--- Exercise details ---
Copy all of the material word for word, except for the pictures.

····················

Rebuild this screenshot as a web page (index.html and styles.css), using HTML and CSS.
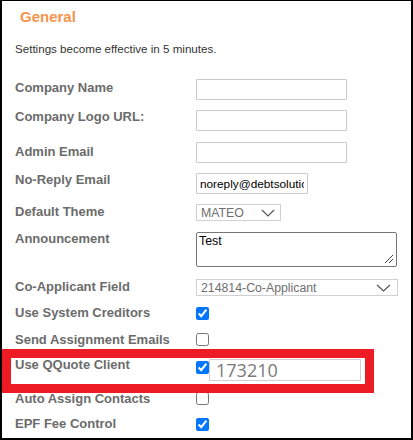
FILE: index.html
```html
<!DOCTYPE html>
<html>
<head>
<meta charset="utf-8">
<link rel="stylesheet" href="styles.css">
</head>
<body>
<div class="frame">
  <h2 class="title">General</h2>
  <p class="note">Settings become effective in 5 minutes.</p>
  <div class="form">
    <div class="label">Company Name</div>
    <div class="ctl up1"><input class="text" type="text"></div>

    <div class="label">Company Logo URL:</div>
    <div class="ctl dn1"><input class="text" type="text"></div>

    <div class="label">Admin Email</div>
    <div class="ctl up2"><input class="text" type="text"></div>

    <div class="label">No-Reply Email</div>
    <div class="ctl dn1"><input class="text short" type="text" value="noreply@debtsolutions.com"></div>

    <div class="label">Default Theme</div>
    <div class="ctl"><div class="select theme"><span>MATEO</span><svg class="chev" width="14" height="8" viewBox="0 0 14 8"><path d="M1 1 L7 7 L13 1" fill="none" stroke="#555" stroke-width="1.2"/></svg></div></div>

    <div class="label">Announcement</div>
    <div class="ctl dn1"><div class="area">Test<svg class="grip" width="10" height="10" viewBox="0 0 10 10"><path d="M9 1 L1 9 M9 5 L5 9" fill="none" stroke="#444" stroke-width="1"/></svg></div></div>

    <div class="label">Co-Applicant Field</div>
    <div class="ctl"><div class="select wide"><span>214814-Co-Applicant</span><svg class="chev" width="15" height="8" viewBox="0 0 15 8"><path d="M1 1 L7.5 7 L14 1" fill="none" stroke="#555" stroke-width="1.2"/></svg></div></div>

    <div class="label">Use System Creditors</div>
    <div class="ctl dn2"><input class="cb" type="checkbox" checked></div>

    <div class="label">Send Assignment Emails</div>
    <div class="ctl dn1"><input class="cb" type="checkbox"></div>

    <div class="label">Use QQuote Client</div>
    <div class="ctl dn2 row"><input class="cb cbq" type="checkbox" checked><input class="qq" type="text" value="173210"></div>

    <div class="label">Auto Assign Contacts</div>
    <div class="ctl dn1"><input class="cb" type="checkbox"></div>

    <div class="label">EPF Fee Control</div>
    <div class="ctl dn2"><input class="cb" type="checkbox" checked></div>
  </div>
  <div class="highlight"></div>
</div>
</body>
</html>
```
FILE: styles.css
```css
html, body {
  margin: 0;
  padding: 0;
  background: #fff;
}
.frame {
  position: relative;
  box-sizing: border-box;
  width: 413px;
  height: 440px;
  border: 2px solid #000;
  border-top-width: 1px;
  padding: 7px 0 0 13px;
  font-family: "Liberation Sans", Arial, sans-serif;
  overflow: hidden;
}
.title {
  margin: 0;
  padding-left: 5px;
  font-size: 15px;
  line-height: 17px;
  font-weight: bold;
  color: #f7944c;
}
.note {
  margin: 17px 0 0 0;
  font-size: 11.6px;
  line-height: 14px;
  color: #333;
}
.form {
  margin-top: 24px;
  display: grid;
  grid-template-columns: 181px 1fr;
  grid-template-rows: 29px 35px 28px 32px 27px 48px 26px 27px 25px 34px 25px 20px;
  align-items: start;
}
.label {
  font-size: 13px;
  line-height: 15px;
  font-weight: bold;
  color: #6b6b6b;
  white-space: nowrap;
}
.ctl { display: flex; }
.up1 { margin-top: -1px; }
.up2 { margin-top: -2px; }
.dn1 { margin-top: 1px; }
.dn2 { margin-top: 2px; }
.row { align-items: flex-start; }
.text {
  box-sizing: border-box;
  width: 151px;
  height: 21px;
  margin: 0;
  padding: 0 3px;
  border: 1px solid #c9c9c9;
  border-radius: 1px;
  font-family: "Liberation Sans", Arial, sans-serif;
  font-size: 12.3px;
  color: #000;
  outline: none;
}
.text.short { width: 112px; font-size: 11.8px; }
.select {
  box-sizing: border-box;
  height: 17px;
  border: 1px solid #d0d0d0;
  display: flex;
  align-items: center;
  justify-content: space-between;
  padding: 0 5px 0 4px;
  font-size: 12.3px;
  color: #6e6e6e;
}
.select.theme { width: 85px; padding-right: 5px; }
.select.wide { width: 202px; padding-right: 6px; }
.chev { display: block; }
.area {
  position: relative;
  box-sizing: border-box;
  width: 201px;
  height: 35px;
  border: 1px solid #767676;
  border-radius: 2px;
  padding: 1px 2px;
  font-size: 12.3px;
  line-height: 14px;
  color: #000;
}
.grip {
  position: absolute;
  right: 2px;
  bottom: 2px;
}
.cb {
  width: 13px;
  height: 13px;
  margin: 0;
  accent-color: #0075ff;
}
.cbq { margin-top: 2px; }
.qq {
  box-sizing: border-box;
  width: 152px;
  height: 22px;
  margin: 0;
  padding: 0 6px;
  border: 1px solid #cfcfcf;
  font-family: "Open Sans", sans-serif;
  font-size: 18px;
  color: #7a7a7a;
  outline: none;
}
.highlight {
  position: absolute;
  left: 0;
  top: 348px;
  width: 372px;
  height: 44px;
  box-sizing: border-box;
  border: 9px solid #ed1c24;
  pointer-events: none;
}
```
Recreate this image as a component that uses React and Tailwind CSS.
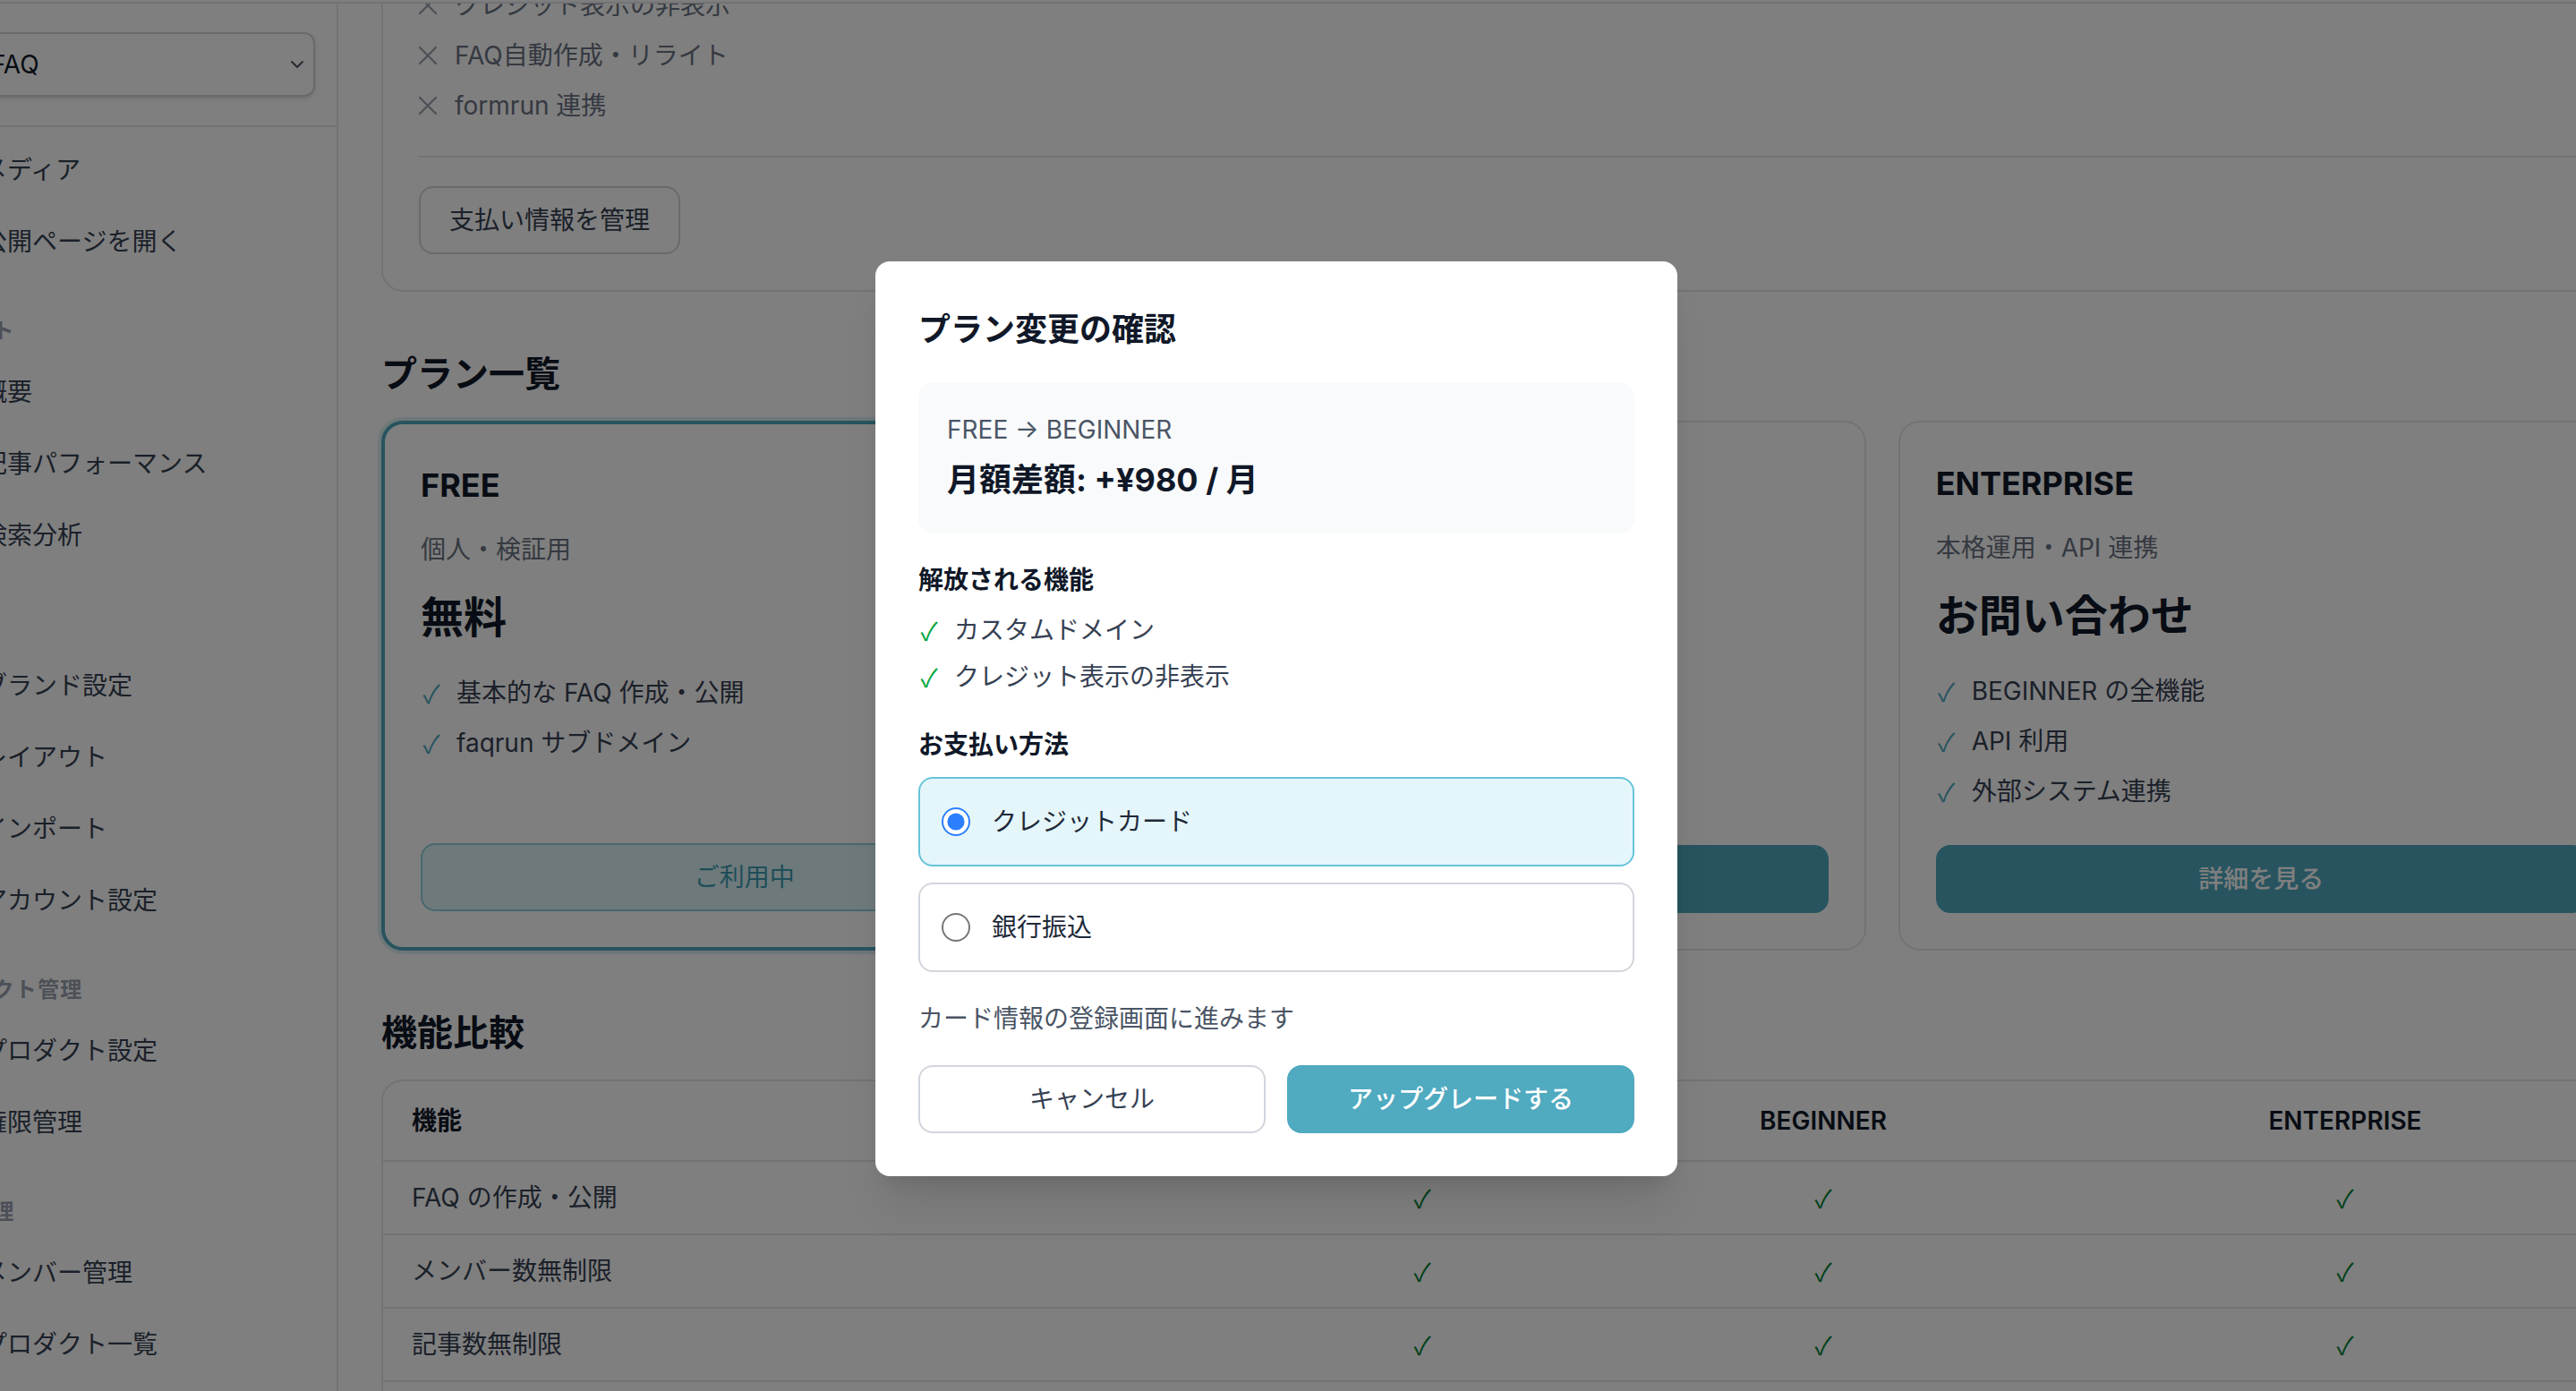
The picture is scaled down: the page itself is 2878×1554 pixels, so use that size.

····················

--- Result for this task ---
Rebuild this screenshot as a web page (index.html and styles.css), using HTML and CSS.
FILE: index.html
```html
<!DOCTYPE html>
<html>
<head>
<meta charset="utf-8">
<link rel="stylesheet" href="styles.css">
</head>
<body>
<div class="frame">
  <h2 class="title">General</h2>
  <p class="note">Settings become effective in 5 minutes.</p>
  <div class="form">
    <div class="label">Company Name</div>
    <div class="ctl up1"><input class="text" type="text"></div>

    <div class="label">Company Logo URL:</div>
    <div class="ctl dn1"><input class="text" type="text"></div>

    <div class="label">Admin Email</div>
    <div class="ctl up2"><input class="text" type="text"></div>

    <div class="label">No-Reply Email</div>
    <div class="ctl dn1"><input class="text short" type="text" value="noreply@debtsolutions.com"></div>

    <div class="label">Default Theme</div>
    <div class="ctl"><div class="select theme"><span>MATEO</span><svg class="chev" width="14" height="8" viewBox="0 0 14 8"><path d="M1 1 L7 7 L13 1" fill="none" stroke="#555" stroke-width="1.2"/></svg></div></div>

    <div class="label">Announcement</div>
    <div class="ctl dn1"><div class="area">Test<svg class="grip" width="10" height="10" viewBox="0 0 10 10"><path d="M9 1 L1 9 M9 5 L5 9" fill="none" stroke="#444" stroke-width="1"/></svg></div></div>

    <div class="label">Co-Applicant Field</div>
    <div class="ctl"><div class="select wide"><span>214814-Co-Applicant</span><svg class="chev" width="15" height="8" viewBox="0 0 15 8"><path d="M1 1 L7.5 7 L14 1" fill="none" stroke="#555" stroke-width="1.2"/></svg></div></div>

    <div class="label">Use System Creditors</div>
    <div class="ctl dn2"><input class="cb" type="checkbox" checked></div>

    <div class="label">Send Assignment Emails</div>
    <div class="ctl dn1"><input class="cb" type="checkbox"></div>

    <div class="label">Use QQuote Client</div>
    <div class="ctl dn2 row"><input class="cb cbq" type="checkbox" checked><input class="qq" type="text" value="173210"></div>

    <div class="label">Auto Assign Contacts</div>
    <div class="ctl dn1"><input class="cb" type="checkbox"></div>

    <div class="label">EPF Fee Control</div>
    <div class="ctl dn2"><input class="cb" type="checkbox" checked></div>
  </div>
  <div class="highlight"></div>
</div>
</body>
</html>
```
FILE: styles.css
```css
html, body {
  margin: 0;
  padding: 0;
  background: #fff;
}
.frame {
  position: relative;
  box-sizing: border-box;
  width: 413px;
  height: 440px;
  border: 2px solid #000;
  border-top-width: 1px;
  padding: 7px 0 0 13px;
  font-family: "Liberation Sans", Arial, sans-serif;
  overflow: hidden;
}
.title {
  margin: 0;
  padding-left: 5px;
  font-size: 15px;
  line-height: 17px;
  font-weight: bold;
  color: #f7944c;
}
.note {
  margin: 17px 0 0 0;
  font-size: 11.6px;
  line-height: 14px;
  color: #333;
}
.form {
  margin-top: 24px;
  display: grid;
  grid-template-columns: 181px 1fr;
  grid-template-rows: 29px 35px 28px 32px 27px 48px 26px 27px 25px 34px 25px 20px;
  align-items: start;
}
.label {
  font-size: 13px;
  line-height: 15px;
  font-weight: bold;
  color: #6b6b6b;
  white-space: nowrap;
}
.ctl { display: flex; }
.up1 { margin-top: -1px; }
.up2 { margin-top: -2px; }
.dn1 { margin-top: 1px; }
.dn2 { margin-top: 2px; }
.row { align-items: flex-start; }
.text {
  box-sizing: border-box;
  width: 151px;
  height: 21px;
  margin: 0;
  padding: 0 3px;
  border: 1px solid #c9c9c9;
  border-radius: 1px;
  font-family: "Liberation Sans", Arial, sans-serif;
  font-size: 12.3px;
  color: #000;
  outline: none;
}
.text.short { width: 112px; font-size: 11.8px; }
.select {
  box-sizing: border-box;
  height: 17px;
  border: 1px solid #d0d0d0;
  display: flex;
  align-items: center;
  justify-content: space-between;
  padding: 0 5px 0 4px;
  font-size: 12.3px;
  color: #6e6e6e;
}
.select.theme { width: 85px; padding-right: 5px; }
.select.wide { width: 202px; padding-right: 6px; }
.chev { display: block; }
.area {
  position: relative;
  box-sizing: border-box;
  width: 201px;
  height: 35px;
  border: 1px solid #767676;
  border-radius: 2px;
  padding: 1px 2px;
  font-size: 12.3px;
  line-height: 14px;
  color: #000;
}
.grip {
  position: absolute;
  right: 2px;
  bottom: 2px;
}
.cb {
  width: 13px;
  height: 13px;
  margin: 0;
  accent-color: #0075ff;
}
.cbq { margin-top: 2px; }
.qq {
  box-sizing: border-box;
  width: 152px;
  height: 22px;
  margin: 0;
  padding: 0 6px;
  border: 1px solid #cfcfcf;
  font-family: "Open Sans", sans-serif;
  font-size: 18px;
  color: #7a7a7a;
  outline: none;
}
.highlight {
  position: absolute;
  left: 0;
  top: 348px;
  width: 372px;
  height: 44px;
  box-sizing: border-box;
  border: 9px solid #ed1c24;
  pointer-events: none;
}
```
Recreate this image as a component that uses React and Tailwind CSS.
The picture is scaled down: the page itself is 2878×1554 pixels, so use that size.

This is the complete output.